- GOAL: Extract the whole listing as it stands. Do not include the pictures.

*** RECORDS FOR PROCESSING ***

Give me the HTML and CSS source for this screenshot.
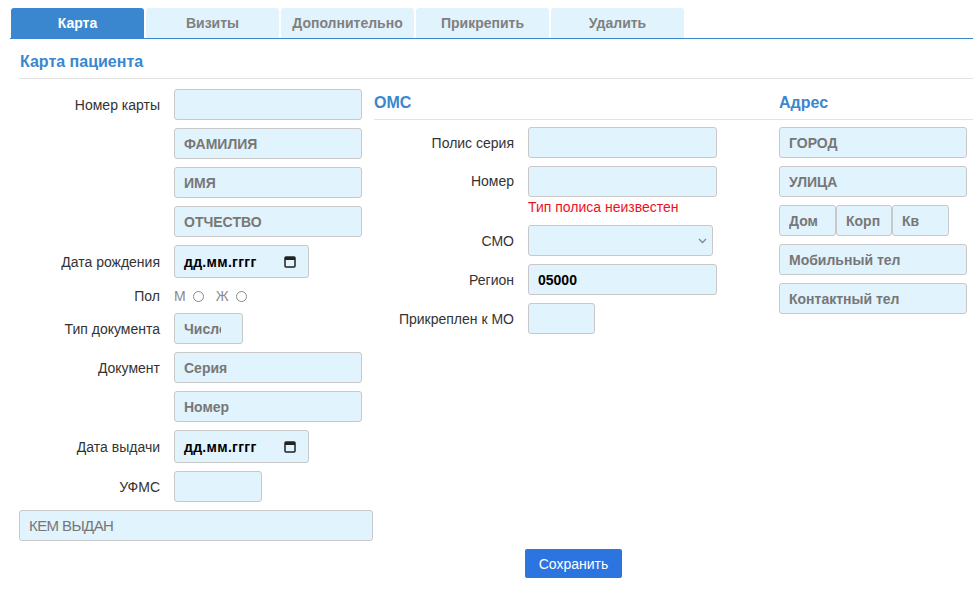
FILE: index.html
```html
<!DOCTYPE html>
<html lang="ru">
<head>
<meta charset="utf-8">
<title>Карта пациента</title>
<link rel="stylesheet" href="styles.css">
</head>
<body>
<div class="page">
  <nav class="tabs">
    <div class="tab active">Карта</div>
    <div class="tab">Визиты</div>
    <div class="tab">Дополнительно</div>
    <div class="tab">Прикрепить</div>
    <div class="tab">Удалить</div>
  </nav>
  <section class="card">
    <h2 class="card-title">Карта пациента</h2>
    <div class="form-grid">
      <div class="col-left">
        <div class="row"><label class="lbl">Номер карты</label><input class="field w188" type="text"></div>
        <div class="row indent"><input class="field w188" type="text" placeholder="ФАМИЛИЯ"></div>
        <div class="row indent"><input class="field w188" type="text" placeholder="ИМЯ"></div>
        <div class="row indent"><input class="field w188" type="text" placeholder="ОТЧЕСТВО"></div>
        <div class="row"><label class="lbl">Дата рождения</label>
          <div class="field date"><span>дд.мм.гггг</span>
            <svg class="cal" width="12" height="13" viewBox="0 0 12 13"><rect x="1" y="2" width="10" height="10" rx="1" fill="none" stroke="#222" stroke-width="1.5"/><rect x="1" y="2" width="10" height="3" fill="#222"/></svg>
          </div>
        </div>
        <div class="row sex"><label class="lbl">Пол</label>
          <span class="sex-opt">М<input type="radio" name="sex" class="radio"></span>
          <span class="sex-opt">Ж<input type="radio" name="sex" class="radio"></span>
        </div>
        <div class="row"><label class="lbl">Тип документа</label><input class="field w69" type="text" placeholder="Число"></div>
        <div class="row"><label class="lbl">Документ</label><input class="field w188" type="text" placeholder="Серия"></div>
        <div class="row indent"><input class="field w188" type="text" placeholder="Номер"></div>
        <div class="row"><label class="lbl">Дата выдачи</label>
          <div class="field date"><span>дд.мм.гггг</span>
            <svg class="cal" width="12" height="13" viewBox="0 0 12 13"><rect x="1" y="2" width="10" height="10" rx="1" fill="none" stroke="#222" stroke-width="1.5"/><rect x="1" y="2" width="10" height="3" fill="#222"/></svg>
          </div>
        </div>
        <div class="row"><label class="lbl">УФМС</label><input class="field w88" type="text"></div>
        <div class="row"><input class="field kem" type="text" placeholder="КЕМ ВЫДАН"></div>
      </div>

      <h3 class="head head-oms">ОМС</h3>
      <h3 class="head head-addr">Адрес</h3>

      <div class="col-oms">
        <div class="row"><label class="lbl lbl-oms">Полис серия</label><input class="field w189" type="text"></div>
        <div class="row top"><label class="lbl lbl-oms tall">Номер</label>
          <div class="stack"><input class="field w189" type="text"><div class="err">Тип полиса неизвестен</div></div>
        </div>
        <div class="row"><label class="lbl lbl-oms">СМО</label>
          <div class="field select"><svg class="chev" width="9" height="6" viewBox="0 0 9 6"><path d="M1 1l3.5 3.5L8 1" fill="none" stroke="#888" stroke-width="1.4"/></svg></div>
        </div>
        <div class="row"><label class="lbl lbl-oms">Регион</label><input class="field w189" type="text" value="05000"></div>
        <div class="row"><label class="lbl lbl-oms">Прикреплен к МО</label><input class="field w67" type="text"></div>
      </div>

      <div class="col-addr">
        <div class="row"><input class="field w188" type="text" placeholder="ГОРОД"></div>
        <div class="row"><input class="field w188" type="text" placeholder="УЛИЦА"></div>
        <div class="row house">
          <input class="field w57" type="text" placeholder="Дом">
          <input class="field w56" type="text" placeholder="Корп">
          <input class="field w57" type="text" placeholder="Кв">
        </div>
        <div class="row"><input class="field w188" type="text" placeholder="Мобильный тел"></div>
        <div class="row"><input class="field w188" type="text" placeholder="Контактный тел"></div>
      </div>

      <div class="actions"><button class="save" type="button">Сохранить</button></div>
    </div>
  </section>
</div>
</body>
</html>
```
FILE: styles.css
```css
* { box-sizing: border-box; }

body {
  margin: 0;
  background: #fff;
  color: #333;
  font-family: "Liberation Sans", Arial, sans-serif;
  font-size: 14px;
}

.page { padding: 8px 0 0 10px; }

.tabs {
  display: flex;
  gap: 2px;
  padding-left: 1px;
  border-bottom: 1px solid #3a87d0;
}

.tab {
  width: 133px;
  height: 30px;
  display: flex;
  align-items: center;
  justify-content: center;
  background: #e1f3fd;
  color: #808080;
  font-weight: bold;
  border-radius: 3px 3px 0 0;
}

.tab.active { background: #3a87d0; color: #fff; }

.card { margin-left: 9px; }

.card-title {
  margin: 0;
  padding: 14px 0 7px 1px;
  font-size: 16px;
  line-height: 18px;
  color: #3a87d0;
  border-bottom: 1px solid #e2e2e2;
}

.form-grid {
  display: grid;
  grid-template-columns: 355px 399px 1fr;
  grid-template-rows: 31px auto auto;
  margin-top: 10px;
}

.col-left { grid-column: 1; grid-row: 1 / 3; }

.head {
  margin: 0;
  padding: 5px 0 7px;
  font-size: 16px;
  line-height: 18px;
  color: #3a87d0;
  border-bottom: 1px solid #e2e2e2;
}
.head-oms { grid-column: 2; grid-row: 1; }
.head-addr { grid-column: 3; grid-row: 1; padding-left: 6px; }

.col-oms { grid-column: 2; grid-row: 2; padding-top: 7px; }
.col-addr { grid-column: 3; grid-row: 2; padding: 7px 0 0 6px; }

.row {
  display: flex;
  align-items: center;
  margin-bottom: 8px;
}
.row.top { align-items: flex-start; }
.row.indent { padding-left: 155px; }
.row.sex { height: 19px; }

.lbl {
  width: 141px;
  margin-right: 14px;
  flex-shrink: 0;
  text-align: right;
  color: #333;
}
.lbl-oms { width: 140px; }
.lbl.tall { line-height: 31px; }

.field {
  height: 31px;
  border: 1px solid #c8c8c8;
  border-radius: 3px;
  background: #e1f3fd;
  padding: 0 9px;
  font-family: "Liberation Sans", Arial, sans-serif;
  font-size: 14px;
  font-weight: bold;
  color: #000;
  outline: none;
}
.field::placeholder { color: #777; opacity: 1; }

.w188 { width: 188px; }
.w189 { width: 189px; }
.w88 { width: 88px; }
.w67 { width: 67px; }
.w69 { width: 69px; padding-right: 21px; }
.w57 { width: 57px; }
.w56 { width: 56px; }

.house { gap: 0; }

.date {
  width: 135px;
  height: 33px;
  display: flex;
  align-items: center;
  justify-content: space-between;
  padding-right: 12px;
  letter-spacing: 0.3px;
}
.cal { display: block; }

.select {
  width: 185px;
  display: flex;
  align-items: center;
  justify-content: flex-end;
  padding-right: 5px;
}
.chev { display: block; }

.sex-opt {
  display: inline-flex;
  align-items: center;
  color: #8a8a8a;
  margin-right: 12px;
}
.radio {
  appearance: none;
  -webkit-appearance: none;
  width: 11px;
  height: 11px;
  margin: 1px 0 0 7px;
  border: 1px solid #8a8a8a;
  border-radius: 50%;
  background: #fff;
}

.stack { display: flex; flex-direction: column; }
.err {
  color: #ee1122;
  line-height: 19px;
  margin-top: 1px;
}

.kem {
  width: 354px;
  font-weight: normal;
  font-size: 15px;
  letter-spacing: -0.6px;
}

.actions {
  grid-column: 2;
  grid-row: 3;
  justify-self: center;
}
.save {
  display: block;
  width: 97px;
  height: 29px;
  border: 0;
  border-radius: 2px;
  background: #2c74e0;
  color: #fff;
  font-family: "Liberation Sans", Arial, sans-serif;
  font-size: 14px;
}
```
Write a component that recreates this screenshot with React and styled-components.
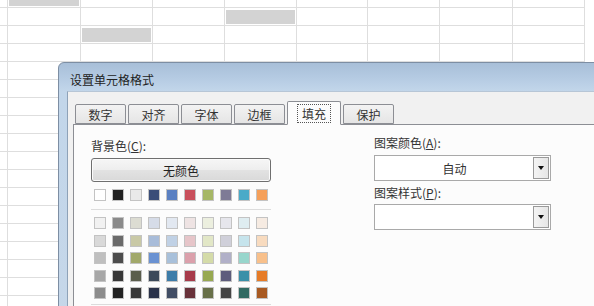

***

- EXERCISE ANSWER:
Give me the HTML and CSS source for this screenshot.
FILE: index.html
```html
<!DOCTYPE html>
<html lang="ru">
<head>
<meta charset="utf-8">
<title>Карта пациента</title>
<link rel="stylesheet" href="styles.css">
</head>
<body>
<div class="page">
  <nav class="tabs">
    <div class="tab active">Карта</div>
    <div class="tab">Визиты</div>
    <div class="tab">Дополнительно</div>
    <div class="tab">Прикрепить</div>
    <div class="tab">Удалить</div>
  </nav>
  <section class="card">
    <h2 class="card-title">Карта пациента</h2>
    <div class="form-grid">
      <div class="col-left">
        <div class="row"><label class="lbl">Номер карты</label><input class="field w188" type="text"></div>
        <div class="row indent"><input class="field w188" type="text" placeholder="ФАМИЛИЯ"></div>
        <div class="row indent"><input class="field w188" type="text" placeholder="ИМЯ"></div>
        <div class="row indent"><input class="field w188" type="text" placeholder="ОТЧЕСТВО"></div>
        <div class="row"><label class="lbl">Дата рождения</label>
          <div class="field date"><span>дд.мм.гггг</span>
            <svg class="cal" width="12" height="13" viewBox="0 0 12 13"><rect x="1" y="2" width="10" height="10" rx="1" fill="none" stroke="#222" stroke-width="1.5"/><rect x="1" y="2" width="10" height="3" fill="#222"/></svg>
          </div>
        </div>
        <div class="row sex"><label class="lbl">Пол</label>
          <span class="sex-opt">М<input type="radio" name="sex" class="radio"></span>
          <span class="sex-opt">Ж<input type="radio" name="sex" class="radio"></span>
        </div>
        <div class="row"><label class="lbl">Тип документа</label><input class="field w69" type="text" placeholder="Число"></div>
        <div class="row"><label class="lbl">Документ</label><input class="field w188" type="text" placeholder="Серия"></div>
        <div class="row indent"><input class="field w188" type="text" placeholder="Номер"></div>
        <div class="row"><label class="lbl">Дата выдачи</label>
          <div class="field date"><span>дд.мм.гггг</span>
            <svg class="cal" width="12" height="13" viewBox="0 0 12 13"><rect x="1" y="2" width="10" height="10" rx="1" fill="none" stroke="#222" stroke-width="1.5"/><rect x="1" y="2" width="10" height="3" fill="#222"/></svg>
          </div>
        </div>
        <div class="row"><label class="lbl">УФМС</label><input class="field w88" type="text"></div>
        <div class="row"><input class="field kem" type="text" placeholder="КЕМ ВЫДАН"></div>
      </div>

      <h3 class="head head-oms">ОМС</h3>
      <h3 class="head head-addr">Адрес</h3>

      <div class="col-oms">
        <div class="row"><label class="lbl lbl-oms">Полис серия</label><input class="field w189" type="text"></div>
        <div class="row top"><label class="lbl lbl-oms tall">Номер</label>
          <div class="stack"><input class="field w189" type="text"><div class="err">Тип полиса неизвестен</div></div>
        </div>
        <div class="row"><label class="lbl lbl-oms">СМО</label>
          <div class="field select"><svg class="chev" width="9" height="6" viewBox="0 0 9 6"><path d="M1 1l3.5 3.5L8 1" fill="none" stroke="#888" stroke-width="1.4"/></svg></div>
        </div>
        <div class="row"><label class="lbl lbl-oms">Регион</label><input class="field w189" type="text" value="05000"></div>
        <div class="row"><label class="lbl lbl-oms">Прикреплен к МО</label><input class="field w67" type="text"></div>
      </div>

      <div class="col-addr">
        <div class="row"><input class="field w188" type="text" placeholder="ГОРОД"></div>
        <div class="row"><input class="field w188" type="text" placeholder="УЛИЦА"></div>
        <div class="row house">
          <input class="field w57" type="text" placeholder="Дом">
          <input class="field w56" type="text" placeholder="Корп">
          <input class="field w57" type="text" placeholder="Кв">
        </div>
        <div class="row"><input class="field w188" type="text" placeholder="Мобильный тел"></div>
        <div class="row"><input class="field w188" type="text" placeholder="Контактный тел"></div>
      </div>

      <div class="actions"><button class="save" type="button">Сохранить</button></div>
    </div>
  </section>
</div>
</body>
</html>
```
FILE: styles.css
```css
* { box-sizing: border-box; }

body {
  margin: 0;
  background: #fff;
  color: #333;
  font-family: "Liberation Sans", Arial, sans-serif;
  font-size: 14px;
}

.page { padding: 8px 0 0 10px; }

.tabs {
  display: flex;
  gap: 2px;
  padding-left: 1px;
  border-bottom: 1px solid #3a87d0;
}

.tab {
  width: 133px;
  height: 30px;
  display: flex;
  align-items: center;
  justify-content: center;
  background: #e1f3fd;
  color: #808080;
  font-weight: bold;
  border-radius: 3px 3px 0 0;
}

.tab.active { background: #3a87d0; color: #fff; }

.card { margin-left: 9px; }

.card-title {
  margin: 0;
  padding: 14px 0 7px 1px;
  font-size: 16px;
  line-height: 18px;
  color: #3a87d0;
  border-bottom: 1px solid #e2e2e2;
}

.form-grid {
  display: grid;
  grid-template-columns: 355px 399px 1fr;
  grid-template-rows: 31px auto auto;
  margin-top: 10px;
}

.col-left { grid-column: 1; grid-row: 1 / 3; }

.head {
  margin: 0;
  padding: 5px 0 7px;
  font-size: 16px;
  line-height: 18px;
  color: #3a87d0;
  border-bottom: 1px solid #e2e2e2;
}
.head-oms { grid-column: 2; grid-row: 1; }
.head-addr { grid-column: 3; grid-row: 1; padding-left: 6px; }

.col-oms { grid-column: 2; grid-row: 2; padding-top: 7px; }
.col-addr { grid-column: 3; grid-row: 2; padding: 7px 0 0 6px; }

.row {
  display: flex;
  align-items: center;
  margin-bottom: 8px;
}
.row.top { align-items: flex-start; }
.row.indent { padding-left: 155px; }
.row.sex { height: 19px; }

.lbl {
  width: 141px;
  margin-right: 14px;
  flex-shrink: 0;
  text-align: right;
  color: #333;
}
.lbl-oms { width: 140px; }
.lbl.tall { line-height: 31px; }

.field {
  height: 31px;
  border: 1px solid #c8c8c8;
  border-radius: 3px;
  background: #e1f3fd;
  padding: 0 9px;
  font-family: "Liberation Sans", Arial, sans-serif;
  font-size: 14px;
  font-weight: bold;
  color: #000;
  outline: none;
}
.field::placeholder { color: #777; opacity: 1; }

.w188 { width: 188px; }
.w189 { width: 189px; }
.w88 { width: 88px; }
.w67 { width: 67px; }
.w69 { width: 69px; padding-right: 21px; }
.w57 { width: 57px; }
.w56 { width: 56px; }

.house { gap: 0; }

.date {
  width: 135px;
  height: 33px;
  display: flex;
  align-items: center;
  justify-content: space-between;
  padding-right: 12px;
  letter-spacing: 0.3px;
}
.cal { display: block; }

.select {
  width: 185px;
  display: flex;
  align-items: center;
  justify-content: flex-end;
  padding-right: 5px;
}
.chev { display: block; }

.sex-opt {
  display: inline-flex;
  align-items: center;
  color: #8a8a8a;
  margin-right: 12px;
}
.radio {
  appearance: none;
  -webkit-appearance: none;
  width: 11px;
  height: 11px;
  margin: 1px 0 0 7px;
  border: 1px solid #8a8a8a;
  border-radius: 50%;
  background: #fff;
}

.stack { display: flex; flex-direction: column; }
.err {
  color: #ee1122;
  line-height: 19px;
  margin-top: 1px;
}

.kem {
  width: 354px;
  font-weight: normal;
  font-size: 15px;
  letter-spacing: -0.6px;
}

.actions {
  grid-column: 2;
  grid-row: 3;
  justify-self: center;
}
.save {
  display: block;
  width: 97px;
  height: 29px;
  border: 0;
  border-radius: 2px;
  background: #2c74e0;
  color: #fff;
  font-family: "Liberation Sans", Arial, sans-serif;
  font-size: 14px;
}
```
Write a component that recreates this screenshot with React and styled-components.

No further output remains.